Did Burrow have the career of Staubach or Manning? No. Two years ago, he was a mop-up quarterback used at the end of Ohio State blowouts. Last year he didn’t make All-SEC. This year he had the greatest single season of any collegian since — and maybe including — Herschel’s freshman year.

He threw 60 touchdown passes, the most ever. He did this against a schedule that included victories over teams ranked No. 2, 4, 6, 8 and 14 of the final Associated Press poll. He finished with 6,039 yards of total offense. In three postseason games — the SEC Championship game against Georgia, the CFP semi against Oklahoma and the final against Clemson — he threw for 1,305 yards with no interceptions. He scored two rushing touchdowns. He had – pause for effect — 16 touchdown passes.

That’s 16 in three games, 16 in 12 quarters. OK, so Oklahoma’s defense wasn’t much, but Georgia’s and Clemson’s were top-shelf. Didn’t matter. He put the ball where he wanted it. Yes, he has splendid receivers, but they can’t catch what’s not there. And it wasn’t just one receiver Burrow made famous: Justin Jefferson caught four touchdowns in the first half against Oklahoma; Ja’Marr Chase caught two in the first half against Clemson; Terrace Marshall, the third-best wideout, caught five in three postseason games; Thaddeus Moss, the tight end, had three in two playoff games.

This wasn’t just next-level stuff. This was otherworldly. As Clemson coach Dabo Swinney said afterward: “They made some plays tonight that you just got to tip your hat to them because the ball was in the only place that their guy could catch it. I mean, we had great coverage, and that was championship football, and that’s why they’re the champions.”

Remember the spin-away-twice-and-hit-Jefferson-for-71-yards Heisman moment Burrow authored against Georgia? Remember the hurtling-out-of-bounds-throw-to-Marshall from nearly the same spot on the Mercedes-Benz Stadium turf he loosed against Oklahoma three weeks later? Burrow had another of those again Monday, though it didn’t count. On LSU’s first snap, he ducked away from pressure – he’s uncanny at that – and flung the ball to Moss for a 38-yard gain erased for a lineman-downfield penalty.

And LSU’s Adrian Magee had ventured too far beyond the line of scrimmage. Like everyone else, he assumed Burrow was committed to running and couldn’t possibly do what he did.

We live in an era where, at every level of football, the quarterback is the king. We’ve seen great collegiate quarterbacks over the past decade — Winston, Manziel, Mariota, Watson, Mayfield, Tagovailoa, Murray. We saw Trevor Lawrence win a national championship as a freshman. We saw Justin Fields take Ohio State to the playoff in his first season as a starter. We’ve never, however, seen anyone do what Burrow just did.

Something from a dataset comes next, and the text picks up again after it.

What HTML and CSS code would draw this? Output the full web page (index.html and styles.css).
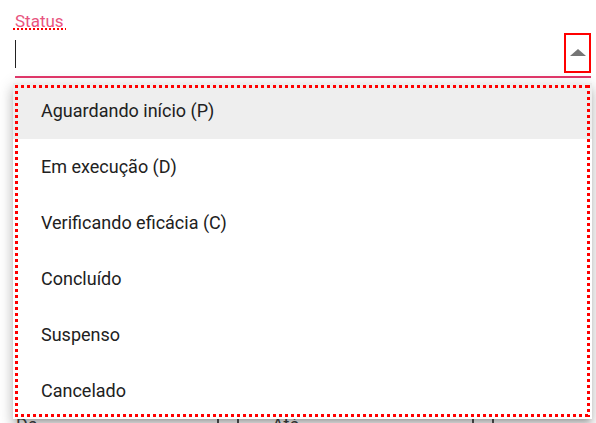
FILE: index.html
```html
<!DOCTYPE html>
<html lang="pt">
<head>
<meta charset="utf-8">
<link rel="stylesheet" href="styles.css">
</head>
<body>
<div class="page">
  <div class="field">
    <span class="label">Status</span>
    <div class="input-row">
      <span class="caret"></span>
      <span class="arrow-box"><span class="arrow"></span></span>
    </div>
  </div>
  <div class="dates">
    <span class="date-label">De</span>
    <span class="date-box"></span>
    <span class="date-label ate">Até</span>
    <span class="date-box"></span>
  </div>
  <ul class="menu">
    <li class="item active">Aguardando início (P)</li>
    <li class="item">Em execução (D)</li>
    <li class="item">Verificando eficácia (C)</li>
    <li class="item">Concluído</li>
    <li class="item">Suspenso</li>
    <li class="item">Cancelado</li>
  </ul>
</div>
</body>
</html>
```
FILE: styles.css
```css
* { box-sizing: border-box; }
html, body { margin: 0; padding: 0; background: #fff; }
body { font-family: Roboto, "Noto Sans", sans-serif; width: 596px; height: 423px; overflow: hidden; }
.page { position: relative; height: 423px; }
.field { margin-left: 15px; width: 576px; padding-top: 12px; }
.label {
  display: inline-block;
  font-size: 17px;
  line-height: 16px;
  color: #e8557f;
  padding: 0 2px 1px;
  margin-left: -2px;
  background: repeating-linear-gradient(90deg, #ff0000 0 2px, transparent 2px 4px) left bottom / 100% 2px no-repeat;
}
.input-row {
  height: 47px;
  display: flex;
  align-items: center;
  justify-content: space-between;
  border-bottom: 2px solid #e2386b;
}
.caret { width: 1px; height: 28px; background: #222; }
.arrow-box {
  width: 27px;
  height: 40px;
  border: 2px solid #ff0000;
  display: flex;
  align-items: center;
  justify-content: center;
  margin-top: -2px;
}
.arrow {
  width: 0; height: 0;
  border-left: 8px solid transparent;
  border-right: 8px solid transparent;
  border-bottom: 7px solid #757575;
}
.dates {
  display: flex;
  align-items: flex-start;
  margin-top: 336px;
  padding-left: 16px;
  font-size: 18px;
  color: #444;
}
.date-label { width: 201px; line-height: 22px; }
.date-label.ate { width: 200px; margin-left: 33px; }
.date-box { width: 22px; height: 22px; border: 2px solid #555; margin-top: 3px; }
.menu {
  position: absolute;
  left: 13px;
  top: 83px;
  width: 579px;
  height: 336px;
  margin: 0;
  padding: 0;
  list-style: none;
  background: #fff;
  box-shadow: 0 5px 5px -3px rgba(0,0,0,.2), 0 8px 10px 1px rgba(0,0,0,.14), 0 3px 14px 2px rgba(0,0,0,.12);
}
.menu::after {
  content: "";
  position: absolute;
  left: 2px; top: 2px; right: 2px; bottom: 2px;
  pointer-events: none;
  background:
    repeating-linear-gradient(90deg, #ff0000 0 3px, transparent 3px 6px) left top / 100% 3px no-repeat,
    repeating-linear-gradient(90deg, #ff0000 0 3px, transparent 3px 6px) left bottom / 100% 3px no-repeat,
    repeating-linear-gradient(180deg, #ff0000 0 3px, transparent 3px 6px) left top / 3px 100% no-repeat,
    repeating-linear-gradient(180deg, #ff0000 0 3px, transparent 3px 6px) right top / 3px 100% no-repeat;
}
.item {
  height: 56px;
  line-height: 56px;
  padding-left: 28px;
  font-size: 18px;
  color: #212121;
  white-space: nowrap;
}
.item.active { background: #eeeeee; }
```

Three years ago, could we have imagined that LSU, which could barely complete a forward pass, would feature the best passer in the land? The Burrow saga is a harmonic convergence — Ed Orgeron dared to bring his offense into the 21st century, and the callow Joe Brady, imported from the New Orleans Saints, made the pieces fit — but there could have been no harmony without Burrow slinging the pig in a way a sport celebrating its sesquicentennial had never seen.

Apologies for all the gushing, but I submit that it would be impossible to have watched Burrow this season and do anything else. I don’t know how good a pro he’ll be, though I’d imagine he’ll do fine. I don’t feel entirely comfortable dubbing him the greatest college quarterback ever because, as noted, we’re basically working off one year. That said, his big year was historic. It was also instructive.

How much can a transfer quarterback mean to a program? We’d seen transfers win the Heisman Trophy (Mayfield, Murray) before, and we’d seen transfers lift a team to a title (Newton, Coker). Burrow did both of those things and more. He took a program in dire need of reconfiguring and made rendered it sleek and invincible. Not that everyone wasn’t looking for a franchise quarterback before, but now everyone will also be in search of the QB whisperer Orgeron found in Brady.

Because everything that succeeds in sports is immediately copied, we can look for big-time college programs looking to fill their offensive staffs not with hot young recruits or solid retreads but with somebody who speaks the NFL argot. We can also look for this tack to produce failures. Just as there has been only one Joe Burrow, there might be only one Joe Brady. And did the two ever click.